Published 7 May 2024 in cs.CL and cs.DS

Abstract: Exact nearest neighbor search is a computationally intensive process, and even its simpler sibling -- vector retrieval -- can be computationally complex. This is exacerbated when retrieving vectors which have high-dimension $d$ relative to the number of vectors, $N$, in the database. Exact nearest neighbor retrieval has been generally acknowledged to be a $O(Nd)$ problem with no sub-linear solutions. Attention has instead shifted towards Approximate Nearest-Neighbor (ANN) retrieval techniques, many of which have sub-linear or even logarithmic time complexities. However, if our intuition from binary search problems (e.g. $d=1$ vector retrieval) carries, there ought to be a way to retrieve an organized representation of vectors without brute-forcing our way to a solution. For low dimension (e.g. $d=2$ or $d=3$ cases), \texttt{kd-trees} provide a $O(d\log N)$ algorithm for retrieval. Unfortunately the algorithm deteriorates rapidly to a $O(dN)$ solution at high dimensions (e.g. $k=128$), in practice.
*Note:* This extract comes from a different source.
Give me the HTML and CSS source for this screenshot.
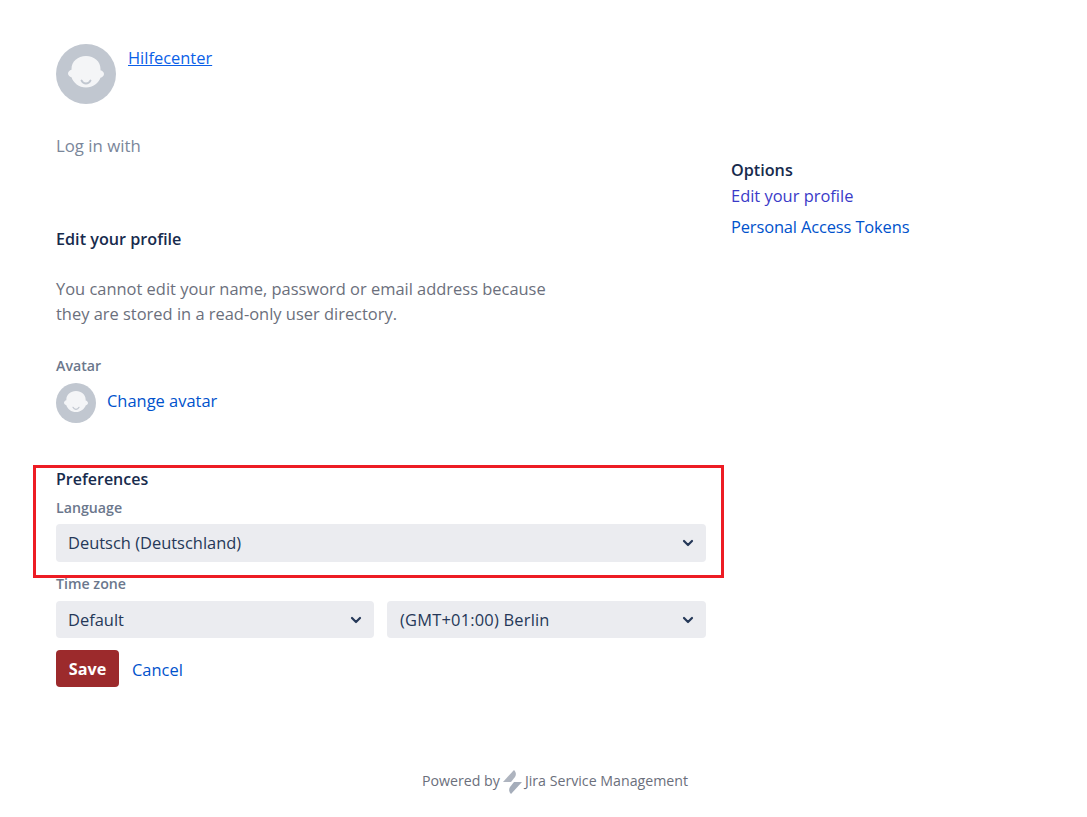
FILE: index.html
```html
<!DOCTYPE html>
<html lang="de">
<head>
<meta charset="utf-8">
<title>Edit your profile</title>
<link rel="stylesheet" href="styles.css">
</head>
<body>
<div class="page">
  <header class="top">
    <svg class="avatar-lg" viewBox="0 0 60 60" aria-hidden="true">
      <circle cx="30" cy="30" r="30" fill="#c1c7d0"/>
      <path d="M30 12c-8.300 0-14.500 5.500-14.500 13v.8c-2 .5-3.500 2-3.500 3.700s1.500 3.200 3.500 3.700C17 38.500 23 43.500 30 43.500s13-5 14.500-9.800c2-.5 3.500-2 3.500-3.700s-1.500-3.200-3.500-3.700V25c0-7.500-6.200-13-14.500-13z" fill="#f4f5f7"/>
      <path d="M25.500 36.500c1 2 2.700 3 4.500 3s3.500-1 4.500-3" fill="none" stroke="#c1c7d0" stroke-width="1.800" stroke-linecap="round"/>
    </svg>
    <a class="help-link" href="#">Hilfecenter</a>
  </header>
  <div class="columns">
    <main class="main">
      <p class="login-with">Log in with</p>
      <h2 class="title">Edit your profile</h2>
      <p class="notice">You cannot edit your name, password or email address because<br>they are stored in a read-only user directory.</p>
      <div class="label avatar-label">Avatar</div>
      <div class="avatar-row">
        <svg class="avatar-sm" viewBox="0 0 60 60" aria-hidden="true">
          <circle cx="30" cy="30" r="30" fill="#c1c7d0"/>
          <path d="M30 12c-8.300 0-14.500 5.500-14.500 13v.8c-2 .5-3.500 2-3.500 3.700s1.500 3.200 3.500 3.700C17 38.500 23 43.500 30 43.500s13-5 14.500-9.800c2-.5 3.500-2 3.500-3.700s-1.500-3.200-3.500-3.700V25c0-7.500-6.200-13-14.500-13z" fill="#f4f5f7"/>
          <path d="M25.500 36.500c1 2 2.700 3 4.500 3s3.500-1 4.500-3" fill="none" stroke="#c1c7d0" stroke-width="1.800" stroke-linecap="round"/>
        </svg>
        <a class="link avatar-link" href="#">Change avatar</a>
      </div>
      <h3 class="prefs">Preferences</h3>
      <div class="label lang-label">Language</div>
      <div class="select lang-select">
        <span>Deutsch (Deutschland)</span>
        <svg class="chev" viewBox="0 0 12 8" aria-hidden="true"><path d="M2 2l4 4 4-4" fill="none" stroke="#253858" stroke-width="2.200" stroke-linecap="round" stroke-linejoin="round"/></svg>
      </div>
      <div class="label tz-label">Time zone</div>
      <div class="tz-row">
        <div class="select"><span>Default</span>
          <svg class="chev" viewBox="0 0 12 8" aria-hidden="true"><path d="M2 2l4 4 4-4" fill="none" stroke="#253858" stroke-width="2.200" stroke-linecap="round" stroke-linejoin="round"/></svg>
        </div>
        <div class="select tz-city"><span>(GMT+01:00) Berlin</span>
          <svg class="chev" viewBox="0 0 12 8" aria-hidden="true"><path d="M2 2l4 4 4-4" fill="none" stroke="#253858" stroke-width="2.200" stroke-linecap="round" stroke-linejoin="round"/></svg>
        </div>
      </div>
      <div class="actions">
        <button class="save" type="button">Save</button>
        <a class="link cancel" href="#">Cancel</a>
      </div>
    </main>
    <aside class="side">
      <div class="side-title">Options</div>
      <a class="link side-link visited" href="#">Edit your profile</a>
      <a class="link side-link tokens" href="#">Personal Access Tokens</a>
    </aside>
  </div>
  <footer class="footer">
    <span>Powered by</span>
    <svg class="logo" viewBox="0 0 19 24" aria-hidden="true">
      <path d="M11 0L0 12h8l4-5c1.500-2.500 1-5-1-7z" fill="#aeb4bf"/>
      <path d="M19 12h-8l-4 5c-1.500 2.500-1 5 1 7z" fill="#a5adba"/>
    </svg>
    <span>Jira Service Management</span>
  </footer>
</div>
<div class="highlight"></div>
</body>
</html>
```
FILE: styles.css
```css
* { box-sizing: border-box; }
html, body { margin: 0; padding: 0; }
body {
  background: #fff;
  font-family: "Open Sans", "Noto Sans", sans-serif;
  font-size: 16.45px;
  color: #172b4d;
  position: relative;
  height: 817px;
  overflow: hidden;
}
.page { padding: 44px 0 0 56px; width: 1087px; }
.top { display: flex; align-items: flex-start; gap: 12px; height: 60px; }
.avatar-lg { width: 60px; height: 60px; display: block; }
.help-link { color: #0b5fe8; line-height: 28px; }
.columns { display: flex; }
.main { width: 650px; flex: none; }
.login-with { margin: 28px 0 0; font-size: 16.8px; line-height: 28px; color: #7a869a; }
.title { margin: 67px 0 0; font-size: 16.2px; font-weight: 600; line-height: 24px; color: #172b4d; }
.notice { margin: 25px 0 0; line-height: 25px; color: #6b6f7c; }
.label { font-size: 14.2px; font-weight: 600; color: #6b778c; line-height: 20px; }
.avatar-label { margin-top: 30px; }
.avatar-row { display: flex; align-items: center; gap: 11px; margin-top: 7px; }
.avatar-sm { width: 40px; height: 40px; display: block; }
.avatar-link { margin-bottom: 5px; }
.link { color: #0052cc; text-decoration: none; }
.prefs { margin: 44px 0 0; font-size: 16px; font-weight: 600; line-height: 24px; color: #172b4d; }
.lang-label { margin-top: 7px; }
.select {
  display: flex; align-items: center; justify-content: space-between;
  height: 38px; padding: 0 12px;
  background: #ebecf0; border-radius: 4px; color: #253858;
}
.lang-select { margin-top: 6px; }
.lang-select span { margin-bottom: 2px; }
.tz-city { padding-left: 13px; }
.tz-city span { letter-spacing: 0.2px; }
.tz-label { margin-top: 12px; }
.tz-row { display: grid; grid-template-columns: 318px 319px; gap: 13px; margin-top: 7px; }
.tz-row .select { height: 37px; }
.chev { width: 12px; height: 8px; display: block; }
.actions { display: flex; align-items: center; gap: 13px; margin-top: 12px; }
.cancel { margin-top: 1px; }
.save {
  width: 63px; height: 37px; border: 0; border-radius: 4px;
  background: #9c2a2c; color: #fff; font: 700 16.2px "Open Sans", "Noto Sans", sans-serif; padding: 0;
}
.side { margin: 57px 0 0 25px; display: flex; flex-direction: column; align-items: flex-start; }
.side-title { font-size: 16.2px; font-weight: 600; line-height: 19px; color: #172b4d; }
.side-link { line-height: 31px; }
.visited { color: #3a3ac8; }
.tokens { letter-spacing: -0.13px; }
.footer {
  position: absolute; left: 0; right: 0; top: 769px;
  display: flex; justify-content: center; align-items: center; gap: 3px;
  width: 1110px; font-size: 14.2px; color: #6b6f7c; height: 26px;
}
.footer span { margin-bottom: 3px; }
.logo { width: 19px; height: 24px; display: block; }
.highlight {
  position: absolute; left: 33px; top: 465px; width: 691px; height: 113px;
  border: 3px solid #ed1c24;
}
```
We propose a novel algorithm for logarithmic Fast Exact Retrieval for Nearest-neighbor lookup (FERN), inspired by \texttt{kd-trees}. The algorithm achieves $O(d\log N)$ look-up with 100\% recall on 10 million $d=128$ uniformly randomly generated vectors.\footnote{Code available at https://github.com/RichardZhu123/ferns}

References (18)

Summary

The paper introduces FERN, which uses a hyperplane-based binary tree to enable fast, exact nearest-neighbor lookup in high-dimensional spaces.
It maintains near-logarithmic lookup times by dynamically balancing nodes during insertion and utilizing efficient backtracking.
Experimental results on 10 million 128-dimensional vectors on an Intel Xeon CPU demonstrate FERN’s scalability and high performance.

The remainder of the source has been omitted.